[6bone] 6bone phaseout planning announcement

Bob Fink bob@thefinks.com
Sun, 12 Jan 2003 18:01:46 -0800


Michel,

Thanks for the comments.

Sassacaia may be good, but not that good :-)


Bob


At 09:43 PM 1/10/2003 -0800, Michel Py wrote:
>Bob, Bob, 6boners,
>
> > Bob Fink wrote:
> > The following draft has been submitted to the IETF ID directory,
> > but hasn't appeared yet, so I have placed it on the 6bone web site.
>
>It has appeared now, see:
>http://www.ietf.org/internet-drafts/draft-fink-6bone-phaseout-00.txt
>
>Short comments [before the long ones]:
>- I think that such a document is necessary, and I support it.
>
> > Jordi Palet Martinez wrote:
> > 3) It seems to me that we must allocate pTLAs until January 1st
> > 2006 (6 months can still do a lot for "last minute" newcomers).
>
>- I agree with Jordi here that 6 months before the sunset seems a 
>reasonable limit to me to allocate new pTLAs.
>
>- The sunset in July (vs.

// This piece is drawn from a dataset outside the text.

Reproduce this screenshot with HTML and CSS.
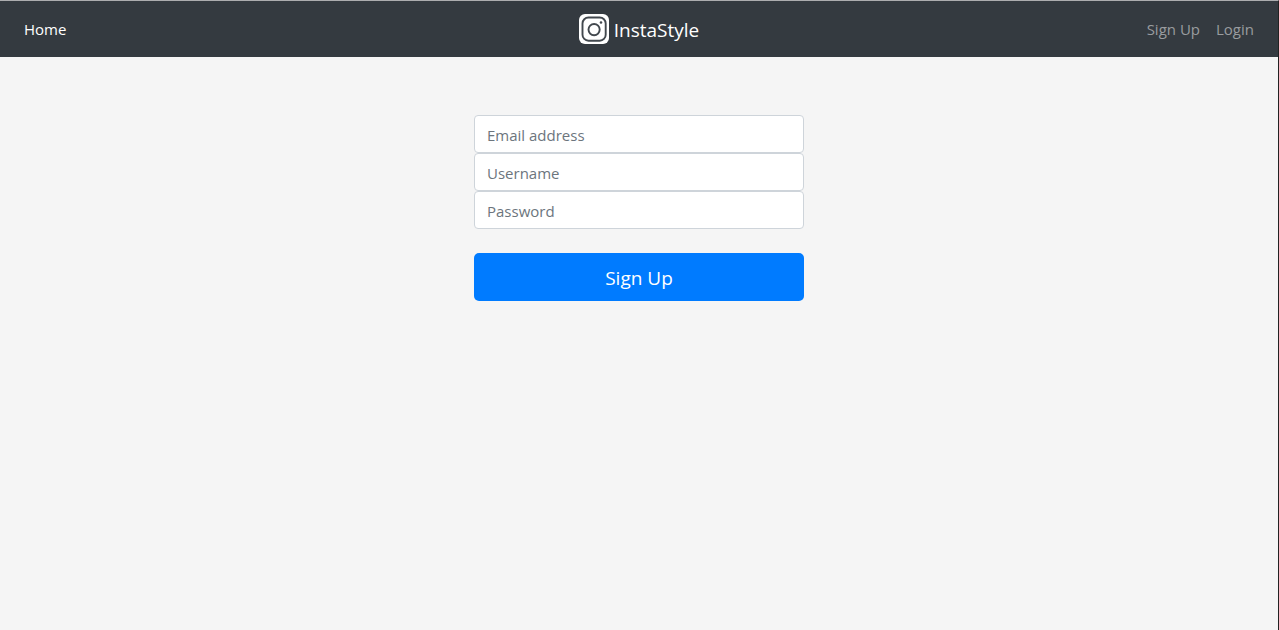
FILE: index.html
```html
<!DOCTYPE html>
<html lang="en">
<head>
<meta charset="utf-8">
<title>InstaStyle</title>
<link rel="stylesheet" href="styles.css">
</head>
<body>
<nav class="navbar">
  <div class="nav-side">
    <a class="nav-link active" href="#">Home</a>
  </div>
  <a class="brand" href="#">
    <svg class="brand-logo" viewBox="0 0 30 30" aria-hidden="true">
      <rect width="30" height="30" rx="6" fill="#fff"/>
      <rect x="3.5" y="3.5" width="23.2" height="23.2" rx="6" fill="none" stroke="#42484e" stroke-width="1.9"/>
      <circle cx="15.1" cy="15.6" r="5.6" fill="none" stroke="#42484e" stroke-width="1.9"/>
      <circle cx="22" cy="8.5" r="1.3" fill="#42484e"/>
    </svg>
    <span class="brand-name">InstaStyle</span>
  </a>
  <div class="nav-side nav-end">
    <a class="nav-link" href="#">Sign Up</a>
    <a class="nav-link" href="#">Login</a>
  </div>
</nav>
<main class="page">
  <form class="signup">
    <input class="field" type="email" placeholder="Email address" aria-label="Email address">
    <input class="field" type="text" placeholder="Username" aria-label="Username">
    <input class="field" type="password" placeholder="Password" aria-label="Password">
    <button class="submit" type="submit">Sign Up</button>
  </form>
</main>
</body>
</html>
```
FILE: styles.css
```css
* {
  box-sizing: border-box;
}

body {
  margin: 0;
  min-height: 100vh;
  border-top: 1px solid #acadaf;
  border-right: 1px solid #222;
  background: #f5f5f5;
  font-family: "Open Sans", "Noto Sans", sans-serif;
  font-size: 15px;
  line-height: 24px;
}

.navbar {
  display: flex;
  align-items: center;
  padding: 8px 16px;
  background: #343a40;
}

.nav-side {
  display: flex;
  flex: 1;
}

.nav-end {
  justify-content: flex-end;
}

.nav-link {
  padding: 8px;
  color: #999c9f;
  text-decoration: none;
}

.nav-link.active {
  color: #fff;
}

.brand {
  display: flex;
  align-items: center;
  gap: 5px;
  color: #fff;
  font-size: 19px;
  line-height: 28px;
  text-decoration: none;
}

.brand-logo {
  width: 30px;
  height: 30px;
}

.brand-name {
  padding-top: 2px;
}

.page {
  padding: 58px 16px;
}

.signup {
  display: flex;
  flex-direction: column;
  max-width: 330px;
  margin: 0 auto;
}

.field {
  width: 100%;
  height: 38px;
  padding: 8px 12px 6px;
  border: 1px solid #ced4da;
  border-radius: 4px;
  background: #fff;
  color: #495057;
  font: inherit;
}

.field::placeholder {
  color: #6c757d;
  opacity: 1;
}

.submit {
  margin-top: 24px;
  padding: 10px 16px 8px;
  border: 0;
  border-radius: 5px;
  background: #007bff;
  color: #fff;
  font: inherit;
  font-size: 19px;
  line-height: 30px;
  cursor: pointer;
}
```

January) seems a good idea to me. Operationally 
>speaking, July is better time of year to monkey with filter-lists.
>
>- I would personally be favorable to a sunset one year after what you 
>proposed, July 1 2007. This is a matter of appreciation and shall be 
>discussed. The 2006 sunset is reasonable as well, IMHO.
>
>- This might push things behind what some have in mind, so I have a 
>question for Bob Fink:
>Bob, by then your house will be completed. How many bottles of Sassacaia 
>does it take for you to stay at the helm until 2007?
>
>
>Long comments:
>[disclaimer] Most of what follows are arguments about why the 6bone should 
>be shut down. It does *not* mean that I think the 6bone is bad. I just 
>don't have time to write about why it is good, as it does not need 
>justification. 6bone ROCKS.
>
>That being said, there are two main reasons why the 6bone needs to sunset.
>1. The prefix MUST be reclaimed.
>2. The 6bone will at some point handicap the development of a
>    native IPv6 backbone.
>
>1. The prefix must be reclaimed.
>We must make clear that the 6bone is, has always been, and will always be 
>EXPERIMENTAL, which means it is not a cheap substitute for temporary 
>portable address space that is to be transformed into permanent portable 
>address space.
>
>I am not a pTLA. I am not stupid though; if I feel that the pTLA status is 
>a shortcut to a permanent /32 portable address space, I will setup 
>overnight something (like adding a cable modem to my residential aDSL, 
>that does not remind anybody anything, does it) that exceeds RFC 2772 and 
>become one.
>We must foil schemes that will lead to a landrush a year before sunset and 
>leave us with the déjà vu of the IPv4 swamp.
>
>
>2. The 6bone will at some point handicap the development of a
>    native IPv6 backbone.
>
>The current situation, everyone providing free transit to everyone and no 
>IPv6 DFZ is no business model.
>
>It has worked so far because there is no money to make with IPv6 (the 
>crumbs the handful of commercial v6 ISPs are making today are 3 orders of 
>magnitude below what it takes to build a backbone).
>As of today, the volunteer efforts of what is collectively the 6bone have 
>been a launchpad for IPv6.
>At some point, a real commercial backbone is needed though. I wish IPv6 
>service could be free forever, bit this simply is not the way it works.
>
>The challenge we are facing is to time the 6bone sunset when it will 
>become more an obstacle than it is a benefit today.
>
>What are the reasons that I think 2007 would be more appropriate than 2006:
>- Deployment of commercial IPv6 remains confidential. The "killer app" 
>that would launch v6 into orbit has not been found yet, and given the 
>current state of the economy 3 years is not enough for a launch.
>- Until v6 becomes mainstream, a boatload of 2001:: tunnel brokers is no 
>improvement over a truckload of 3FFE:: tunnel brokers.
>- There is no IPv6 multihoming solution as of today.
>
>In short: I generally approve the text. My reading of fine-tuning is that 
>it realistically appears a little short-timed, but I would support a 2006 
>sunset.
>
>Michel.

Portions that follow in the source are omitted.